The novel - The odd women by George Gissing. I think I first heard about this on Darlene's recommendation, but I am quite sure that I have seen it extolled by another of my favourite bloggers recently, and I can't quite remember who. I immediately ordered a copy from Amazon, where it languished until I gave myself a little kick to get on with my Virago TBR (and it's always easier to start with the things that have been there for the least amount of time than those which have been there for ages isn't it?).

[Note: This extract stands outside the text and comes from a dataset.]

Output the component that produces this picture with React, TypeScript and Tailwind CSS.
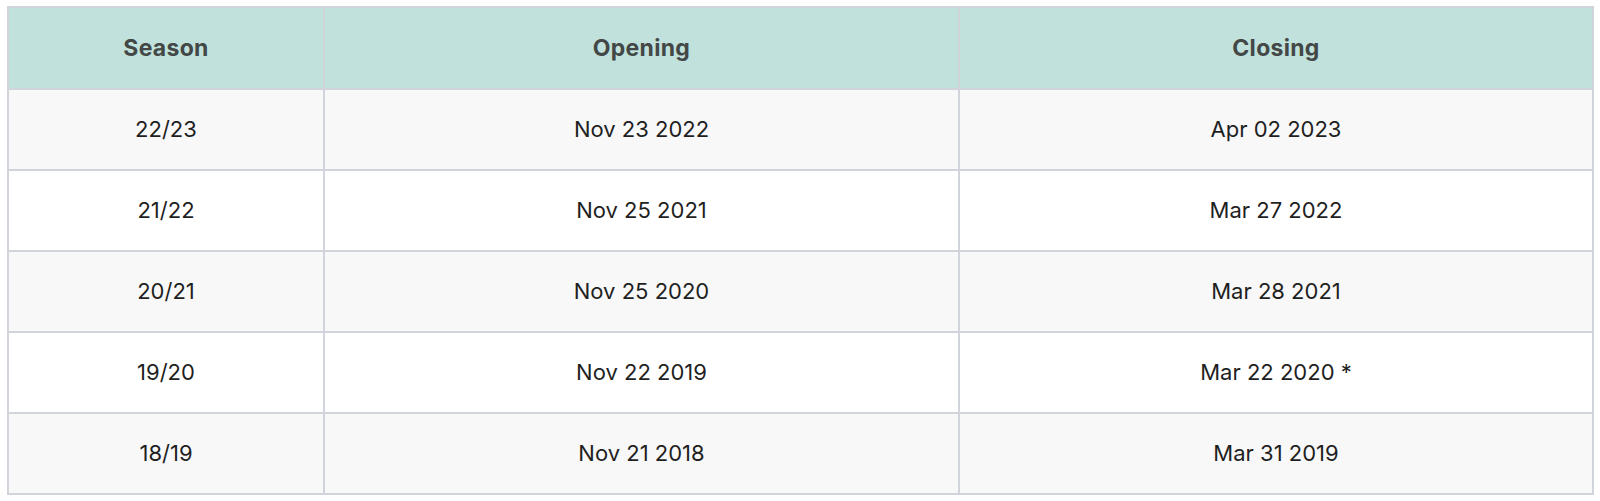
import React from "react";

const rows = [
  ["22/23", "Nov 23 2022", "Apr 02 2023"],
  ["21/22", "Nov 25 2021", "Mar 27 2022"],
  ["20/21", "Nov 25 2020", "Mar 28 2021"],
  ["19/20", "Nov 22 2019", "Mar 22 2020 *"],
  ["18/19", "Nov 21 2018", "Mar 31 2019"],
];

export default function App() {
  return (
    <div className="w-[1600px] h-[501px] bg-white pt-[6px] pl-[7px]" style={{ fontFamily: "Inter, 'Noto Sans', sans-serif" }}>
      <div className="w-[1587px] border-2 border-[#d2d4db] bg-[#d2d4db] grid grid-cols-[314px_633px_632px] gap-[2px]">
        {["Season", "Opening", "Closing"].map((h) => (
          <div key={h} className="h-[80px] bg-[#c1e2dc] flex items-center justify-center text-[23px] font-bold text-[#434847] tracking-[0.3px]">
            {h}
          </div>
        ))}
        {rows.map((r, i) =>
          r.map((c, j) => (
            <div
              key={`${i}-${j}`}
              className={`h-[79px] flex items-center justify-center text-[22px] text-[#1f1f1f] ${i % 2 === 0 ? "bg-[#f8f8f8]" : "bg-white"}`}
            >
              {c}
            </div>
          ))
        )}
      </div>
    </div>
  );
}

When I described the book to my husband, I said that it was a bit like Jane Eyre. I think that it is in the way that Jane Eyre follows a character throughout much of her life and provides endless twists to the plot which keep the reader interested. The odd women is similar in that respect although it follows a number of characters throughout their lives and demonstrates the huge difficulties many women faced in the nineteenth century if they were not able to achieve a happy marriage as independent life was virtually impossible. It also put me in mind of the problem of unmarried women as described in the Persephone published book - Alas poor lady by Rachel Ferguson.

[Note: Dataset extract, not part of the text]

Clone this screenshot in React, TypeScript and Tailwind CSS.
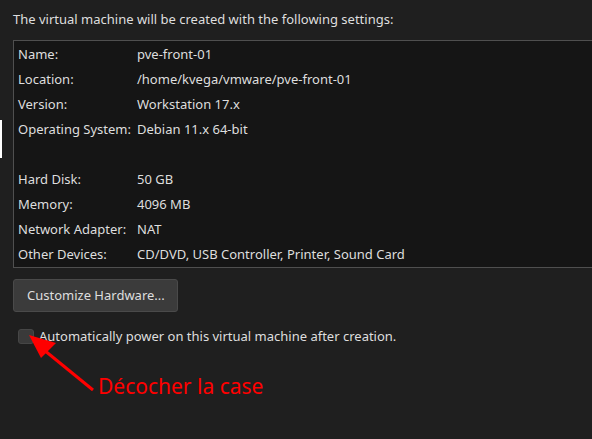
const rows: [string, string][] = [
  ["Name:", "pve-front-01"],
  ["Location:", "/home/kvega/vmware/pve-front-01"],
  ["Version:", "Workstation 17.x"],
  ["Operating System:", "Debian 11.x 64-bit"],
  ["", ""],
  ["Hard Disk:", "50 GB"],
  ["Memory:", "4096 MB"],
  ["Network Adapter:", "NAT"],
  ["Other Devices:", "CD/DVD, USB Controller, Printer, Sound Card"],
];

export default function App() {
  return (
    <div
      className="relative h-[439px] w-[592px] overflow-hidden bg-[#1f1f1f] text-[13px] text-[#dedede]"
      style={{ fontFamily: '"Noto Sans", "Open Sans", sans-serif' }}
    >
      <div className="pl-[13px] pt-[10px] leading-[18px]">
        The virtual machine will be created with the following settings:
      </div>

      <div className="ml-[13px] mt-[12px] -mr-[10px] border border-[#4f4f4f] bg-[#151515] pl-[4px] pt-[1px]">
        {rows.map(([label, value], i) => (
          <div key={i} className="flex h-[25px] items-center">
            <span className="w-[119px] shrink-0">{label}</span>
            <span>{value}</span>
          </div>
        ))}
      </div>

      <div className="px-[13px] pt-[11px]">
        <button className="flex h-[33px] w-[165px] items-center rounded-[3px] border border-[#4a4a4a] bg-[#3b3b3b] pl-[13px] text-[#dedede]">
          Customize Hardware...
        </button>
      </div>

      <label className="mt-[15px] flex items-center pl-[18px]">
        <span className="h-[15px] w-[16px] rounded-[3px] border border-[#464646] bg-[#3a3a3a]" />
        <span className="ml-[5px]">Automatically power on this virtual machine after creation.</span>
      </label>

      <div className="absolute left-0 top-[120px] h-[38px] w-[2px] bg-white" />

      <div className="absolute left-[98px] top-[372px] text-[21px] leading-[29px] text-[#ff0000]">
        Décocher la case
      </div>

      <svg className="absolute left-0 top-0" width="592" height="439" viewBox="0 0 592 439">
        <line x1="93" y1="390" x2="44" y2="350" stroke="#ff0000" strokeWidth="3" />
        <polygon points="29,335 56,343 41,358" fill="#ff0000" />
      </svg>
    </div>
  );
}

The novel starts with a father talking to his eldest daughter about the need to provide for her and her five sisters on his death, by insuring his life for the sum of £19,000, as their mother has already passed away and they don't really have any relations. Sadly, that night he is killed suddenly before any arrangements have been made and the sisters are forced to survive on their own. It is not long before six sisters are down to three, owing to illnesses and accidents which kill off the other three and we are left with the characters of Alice, Virginia and Monica. They take jobs to try to keep themselves, but not very satisfactorily. The elder two, Alice and Virginia, are well beyond marriageable age by the time the novel gets going and Monica is the only one who has any hope of finding a husband. When she is pursued by Mr Widdowson, even though he is considerably much older than her, he seems like a sensible option rather than having to work at her typing for the rest of her life. Unfortunately, Widdowson is a jealous man and in effect becomes her jailer.
However, despite the story of these three women drawing a very bleak picture of the single woman's life, this is not the whole of the novel. Their experiences are contrasted with those of Mary Barfoot and Rhoda Nunn, early feminists who refuse to believe that women should be dependent on men. Together they run a typing training school to facitate women in their independence as well as opening their house to other women who share their views for discussion.
When I looked at review of this book on librarything I was disappointed that there seemed to be less enthusiasm amongst the reviewers than Darlene and I had felt. I'd hugely recommend this book to any of my readers; if you have read it, please let me know if you agree with my enjoyment of this book or whether you just found it depressing.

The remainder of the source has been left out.